Quote the whole listing word for word. Do not include the pictures.

++++++++++++++++++++

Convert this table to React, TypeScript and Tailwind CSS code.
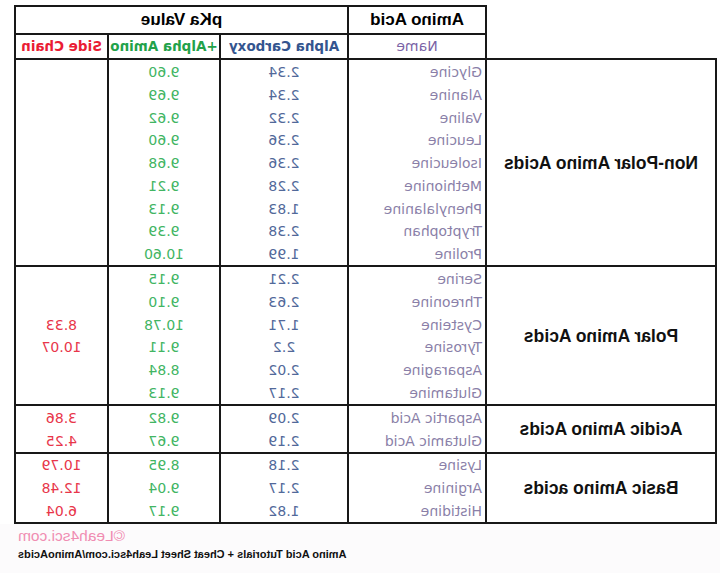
type Row = { name: string; carboxy: string; amino: string; side?: string }
type Group = { label: string; rows: Row[] }

const groups: Group[] = [
  {
    label: "Non-Polar Amino Acids",
    rows: [
      { name: "Glycine", carboxy: "2.34", amino: "9.60" },
      { name: "Alanine", carboxy: "2.34", amino: "9.69" },
      { name: "Valine", carboxy: "2.32", amino: "9.62" },
      { name: "Leucine", carboxy: "2.36", amino: "9.60" },
      { name: "Isoleucine", carboxy: "2.36", amino: "9.68" },
      { name: "Methionine", carboxy: "2.28", amino: "9.21" },
      { name: "Phenylalanine", carboxy: "1.83", amino: "9.13" },
      { name: "Tryptophan", carboxy: "2.38", amino: "9.39" },
      { name: "Proline", carboxy: "1.99", amino: "10.60" },
    ],
  },
  {
    label: "Polar Amino Acids",
    rows: [
      { name: "Serine", carboxy: "2.21", amino: "9.15" },
      { name: "Threonine", carboxy: "2.63", amino: "9.10" },
      { name: "Cysteine", carboxy: "1.71", amino: "10.78", side: "8.33" },
      { name: "Tyrosine", carboxy: "2.2", amino: "9.11", side: "10.07" },
      { name: "Asparagine", carboxy: "2.02", amino: "8.84" },
      { name: "Glutamine", carboxy: "2.17", amino: "9.13" },
    ],
  },
  {
    label: "Acidic Amino Acids",
    rows: [
      { name: "Aspartic Acid", carboxy: "2.09", amino: "9.82", side: "3.86" },
      { name: "Glutamic Acid", carboxy: "2.19", amino: "9.67", side: "4.25" },
    ],
  },
  {
    label: "Basic Amino acids",
    rows: [
      { name: "Lysine", carboxy: "2.18", amino: "8.95", side: "10.79" },
      { name: "Arginine", carboxy: "2.17", amino: "9.04", side: "12.48" },
      { name: "Histidine", carboxy: "1.82", amino: "9.17", side: "6.04" },
    ],
  },
]

export default function App() {
  return (
    // the source picture is a mirror image, so the whole sheet is flipped
    <div className="h-[573px] w-[720px] -scale-x-100 overflow-hidden bg-[#fcfbfc] font-['DejaVu_Sans',sans-serif]">
      <div className="flex flex-col bg-white pl-[3px] pt-[5px]">
        <div className="ml-[230px] w-[473px] border-2 border-b-0 border-[#181818]">
          <div className="flex h-[28px] border-b-2 border-[#181818] font-['Liberation_Sans',sans-serif] text-[17px] font-bold text-black">
            <div className="flex w-[138px] items-center justify-center border-r-2 border-[#181818]">Amino Acid</div>
            <div className="flex flex-1 items-center justify-center">pKa Value</div>
          </div>
          <div className="flex h-[23px] text-[13.5px] font-bold">
            <div className="flex w-[138px] items-center justify-center border-r-2 border-[#181818] text-[14px] font-normal text-[#7a62a6]">
              Name
            </div>
            <div className="flex w-[128px] items-center justify-center border-r-2 border-[#181818] text-[#34558f]">
              Alpha Carboxy
            </div>
            <div className="flex w-[112px] items-center justify-center border-r-2 border-[#181818] text-[#22a24a]">
              +Alpha Amino
            </div>
            <div className="flex flex-1 items-center justify-center text-[#ea1c34]">Side Chain</div>
          </div>
        </div>

        <div className="w-[703px] border-2 border-[#181818]">
          {groups.map((g, i) => (
            <div key={g.label} className={i < groups.length - 1 ? "flex border-b-2 border-[#181818]" : "flex"}>
              <div className="flex w-[230px] items-center justify-center border-r-2 border-[#181818] pt-[1px] font-['Liberation_Sans',sans-serif] text-[17.5px] font-bold text-[#111]">
                {g.label}
              </div>
              <div className="w-[138px] border-r-2 border-[#181818] text-[14px] text-[#8a7fa8]">
                {g.rows.map((r) => (
                  <div key={r.name} className="flex h-[22.8px] items-center pl-[3px] pt-[2px]">
                    {r.name}
                  </div>
                ))}
              </div>
              <div className="w-[128px] border-r-2 border-[#181818] text-[14px] text-[#52699a]">
                {g.rows.map((r) => (
                  <div key={r.name} className="flex h-[22.8px] items-center justify-center pt-[2px]">
                    {r.carboxy}
                  </div>
                ))}
              </div>
              <div className="w-[112px] border-r-2 border-[#181818] text-[14px] text-[#42b563]">
                {g.rows.map((r) => (
                  <div key={r.name} className="flex h-[22.8px] items-center justify-center pt-[2px]">
                    {r.amino}
                  </div>
                ))}
              </div>
              <div className="flex-1 text-[14px] text-[#e8364a]">
                {g.rows.map((r) => (
                  <div key={r.name} className="flex h-[22.8px] items-center justify-center pt-[2px]">
                    {r.side ?? ""}
                  </div>
                ))}
              </div>
            </div>
          ))}
        </div>
      </div>

      <div className="mt-[2px] flex flex-col items-end pr-[18px] font-['Liberation_Sans',sans-serif]">
        <div className="text-[15.5px] leading-[20px] text-[#f08db2]">©Leah4sci.com</div>
        <div className="text-[11px] font-bold leading-[16px] text-[#111]">
          Amino Acid Tutorials + Cheat Sheet Leah4sci.com/AminoAcids
        </div>
      </div>
    </div>
  )
}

++++++++++++++++++++

- Solution below
Convert this table to React, TypeScript and Tailwind CSS code.
type Row = { name: string; carboxy: string; amino: string; side?: string }
type Group = { label: string; rows: Row[] }

const groups: Group[] = [
  {
    label: "Non-Polar Amino Acids",
    rows: [
      { name: "Glycine", carboxy: "2.34", amino: "9.60" },
      { name: "Alanine", carboxy: "2.34", amino: "9.69" },
      { name: "Valine", carboxy: "2.32", amino: "9.62" },
      { name: "Leucine", carboxy: "2.36", amino: "9.60" },
      { name: "Isoleucine", carboxy: "2.36", amino: "9.68" },
      { name: "Methionine", carboxy: "2.28", amino: "9.21" },
      { name: "Phenylalanine", carboxy: "1.83", amino: "9.13" },
      { name: "Tryptophan", carboxy: "2.38", amino: "9.39" },
      { name: "Proline", carboxy: "1.99", amino: "10.60" },
    ],
  },
  {
    label: "Polar Amino Acids",
    rows: [
      { name: "Serine", carboxy: "2.21", amino: "9.15" },
      { name: "Threonine", carboxy: "2.63", amino: "9.10" },
      { name: "Cysteine", carboxy: "1.71", amino: "10.78", side: "8.33" },
      { name: "Tyrosine", carboxy: "2.2", amino: "9.11", side: "10.07" },
      { name: "Asparagine", carboxy: "2.02", amino: "8.84" },
      { name: "Glutamine", carboxy: "2.17", amino: "9.13" },
    ],
  },
  {
    label: "Acidic Amino Acids",
    rows: [
      { name: "Aspartic Acid", carboxy: "2.09", amino: "9.82", side: "3.86" },
      { name: "Glutamic Acid", carboxy: "2.19", amino: "9.67", side: "4.25" },
    ],
  },
  {
    label: "Basic Amino acids",
    rows: [
      { name: "Lysine", carboxy: "2.18", amino: "8.95", side: "10.79" },
      { name: "Arginine", carboxy: "2.17", amino: "9.04", side: "12.48" },
      { name: "Histidine", carboxy: "1.82", amino: "9.17", side: "6.04" },
    ],
  },
]

export default function App() {
  return (
    // the source picture is a mirror image, so the whole sheet is flipped
    <div className="h-[573px] w-[720px] -scale-x-100 overflow-hidden bg-[#fcfbfc] font-['DejaVu_Sans',sans-serif]">
      <div className="flex flex-col bg-white pl-[3px] pt-[5px]">
        <div className="ml-[230px] w-[473px] border-2 border-b-0 border-[#181818]">
          <div className="flex h-[28px] border-b-2 border-[#181818] font-['Liberation_Sans',sans-serif] text-[17px] font-bold text-black">
            <div className="flex w-[138px] items-center justify-center border-r-2 border-[#181818]">Amino Acid</div>
            <div className="flex flex-1 items-center justify-center">pKa Value</div>
          </div>
          <div className="flex h-[23px] text-[13.5px] font-bold">
            <div className="flex w-[138px] items-center justify-center border-r-2 border-[#181818] text-[14px] font-normal text-[#7a62a6]">
              Name
            </div>
            <div className="flex w-[128px] items-center justify-center border-r-2 border-[#181818] text-[#34558f]">
              Alpha Carboxy
            </div>
            <div className="flex w-[112px] items-center justify-center border-r-2 border-[#181818] text-[#22a24a]">
              +Alpha Amino
            </div>
            <div className="flex flex-1 items-center justify-center text-[#ea1c34]">Side Chain</div>
          </div>
        </div>

        <div className="w-[703px] border-2 border-[#181818]">
          {groups.map((g, i) => (
            <div key={g.label} className={i < groups.length - 1 ? "flex border-b-2 border-[#181818]" : "flex"}>
              <div className="flex w-[230px] items-center justify-center border-r-2 border-[#181818] pt-[1px] font-['Liberation_Sans',sans-serif] text-[17.5px] font-bold text-[#111]">
                {g.label}
              </div>
              <div className="w-[138px] border-r-2 border-[#181818] text-[14px] text-[#8a7fa8]">
                {g.rows.map((r) => (
                  <div key={r.name} className="flex h-[22.8px] items-center pl-[3px] pt-[2px]">
                    {r.name}
                  </div>
                ))}
              </div>
              <div className="w-[128px] border-r-2 border-[#181818] text-[14px] text-[#52699a]">
                {g.rows.map((r) => (
                  <div key={r.name} className="flex h-[22.8px] items-center justify-center pt-[2px]">
                    {r.carboxy}
                  </div>
                ))}
              </div>
              <div className="w-[112px] border-r-2 border-[#181818] text-[14px] text-[#42b563]">
                {g.rows.map((r) => (
                  <div key={r.name} className="flex h-[22.8px] items-center justify-center pt-[2px]">
                    {r.amino}
                  </div>
                ))}
              </div>
              <div className="flex-1 text-[14px] text-[#e8364a]">
                {g.rows.map((r) => (
                  <div key={r.name} className="flex h-[22.8px] items-center justify-center pt-[2px]">
                    {r.side ?? ""}
                  </div>
                ))}
              </div>
            </div>
          ))}
        </div>
      </div>

      <div className="mt-[2px] flex flex-col items-end pr-[18px] font-['Liberation_Sans',sans-serif]">
        <div className="text-[15.5px] leading-[20px] text-[#f08db2]">©Leah4sci.com</div>
        <div className="text-[11px] font-bold leading-[16px] text-[#111]">
          Amino Acid Tutorials + Cheat Sheet Leah4sci.com/AminoAcids
        </div>
      </div>
    </div>
  )
}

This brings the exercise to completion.